This is, of course, a post-Warhorse show; how could it be otherwise? Hence it runs the risk of piggy-backing, or rather elephant riding on the unique selling point of the earlier hit. Yet this handworked bestiary is not simply Son of Handspring, even though its members bear the influence; unsurprising, given that Finn Caldwell, a co director, with Toby Olie, of the puppetry company Gyre and Gimble, was part of that show’s team at the National Theatre. What the directors (Timothy Sheader and Dale Rooks) and designer (Paul Wills) have evolved here is a system of movement which is as much human as animal. That is, the actors are not just operatives for their orangutans, crocodile and tiger but visible, complicit partners in the dangerous dancing of their lives.

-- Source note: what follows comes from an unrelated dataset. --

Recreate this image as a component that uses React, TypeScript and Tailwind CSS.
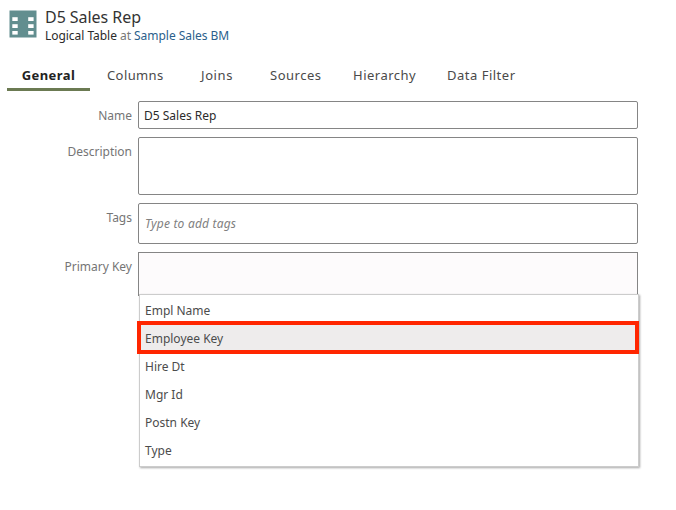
import type { ReactNode } from "react";

const tabs = [
  { label: "General", cls: "w-[83px] justify-center border-b-[3px] border-[#6b7a52] font-bold text-[#222] tracking-[0.4px]" },
  { label: "Columns", cls: "ml-[17px] w-[94px] tracking-[0.4px]" },
  { label: "Joins", cls: "w-[69px] tracking-[0.6px]" },
  { label: "Sources", cls: "w-[83px] tracking-[0.5px]" },
  { label: "Hierarchy", cls: "w-[94px] tracking-[0.5px]" },
  { label: "Data Filter", cls: "w-[80px] tracking-[0.5px]" },
];

const options = ["Empl Name", "Employee Key", "Hire Dt", "Mgr Id", "Postn Key", "Type"];

function Field({ label, children }: { label: string; children: ReactNode }) {
  return (
    <div className="flex items-start">
      <label className="w-[132px] shrink-0 pt-[6px] text-right leading-[18px] text-[#757575]">{label}</label>
      <div className="ml-[6px] w-[500px]">{children}</div>
    </div>
  );
}

function TableIcon() {
  return (
    <svg className="mt-[10px] ml-[9px] h-[28px] w-[28px]" viewBox="0 0 28 28">
      <rect x="0.5" y="0.5" width="27" height="27" fill="#628e8f" />
      <g fill="#fff">
        <rect x="3.3" y="7.2" width="5.4" height="3.8" />
        <rect x="3.3" y="14.2" width="5.4" height="3.8" />
        <rect x="3.3" y="21" width="5.4" height="3.6" />
        <rect x="19.2" y="7.2" width="5.4" height="3.8" />
        <rect x="19.2" y="14.2" width="5.4" height="3.8" />
        <rect x="19.2" y="21" width="5.4" height="3.6" />
      </g>
    </svg>
  );
}

export default function App() {
  return (
    <div className="h-[510px] w-[676px] overflow-hidden bg-white font-['Noto_Sans','Open_Sans',sans-serif] text-[12px]">
      <header className="flex h-[60px]">
        <TableIcon />
        <div className="ml-[8px] pt-[7px]">
          <h1 className="h-[20px] text-[16px] leading-[20px] tracking-[-0.05px] text-[#333]">D5 Sales Rep</h1>
          <p className="text-[12px] leading-[18px] tracking-[-0.04px] text-[#2b2b2b]">
            Logical Table <span className="text-[#777]">at</span> <span className="text-[#2b5f8c]">Sample Sales BM</span>
          </p>
        </div>
      </header>
      <nav className="ml-[7px] flex h-[31px] text-[13px] leading-[30px] text-[#4a4a4a]">
        {tabs.map((t) => (
          <div key={t.label} className={`flex shrink-0 whitespace-nowrap ${t.cls}`}>{t.label}</div>
        ))}
      </nav>
      <main className="mt-[10px] flex flex-col gap-[8px]">
        <Field label="Name">
          <div className="h-[28px] rounded-[2px] border border-[#858585] pl-[5px] leading-[28px] text-[#2b2b2b]">D5 Sales Rep</div>
        </Field>
        <Field label="Description">
          <div className="h-[58px] rounded-[2px] border border-[#858585]" />
        </Field>
        <Field label="Tags">
          <div className="h-[41px] rounded-[2px] border border-[#858585] pl-[6px] leading-[40px] tracking-[0.2px] text-[#808080] italic">Type to add tags</div>
        </Field>
        <Field label="Primary Key">
          <div className="relative h-[44px] border border-b-0 border-[#858585] bg-[#fdfbfc]">
            <ul className="absolute top-[41px] left-0 h-[173px] w-[500px] border border-[#ccc] bg-white pt-[2px] text-[#4c4c4c] shadow-[1px_1px_2px_rgba(0,0,0,0.35)]">
              {options.map((o) => (
                <li key={o} className="relative h-[28px] pl-[5px] leading-[28px]">
                  {o === "Employee Key" && (
                    <span className="absolute -top-[4px] -left-[3px] h-[33px] w-[502px] border-4 border-[#ff2600] bg-[#eeecec]" />
                  )}
                  <span className="relative">{o}</span>
                </li>
              ))}
            </ul>
          </div>
        </Field>
      </main>
    </div>
  );
}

This co-operation is echoed, visually and sonically, in the use of the thirty-strong troupe of teens, and younger, to become the elements through which the story moves; now the bearers of silken tsunami waves over the audience’s heads, now the river engulfing the elephant, now the jungle itself, in all its plenty, danger and vulnerability. In the context of a story with an angry polemic at its heart about the ruin of Indonesia’s habitats through the international palm oil industry, this approach can be seen as a will towards some decency, complicity, call it what you will, between the human animal and the allegedly wild sort.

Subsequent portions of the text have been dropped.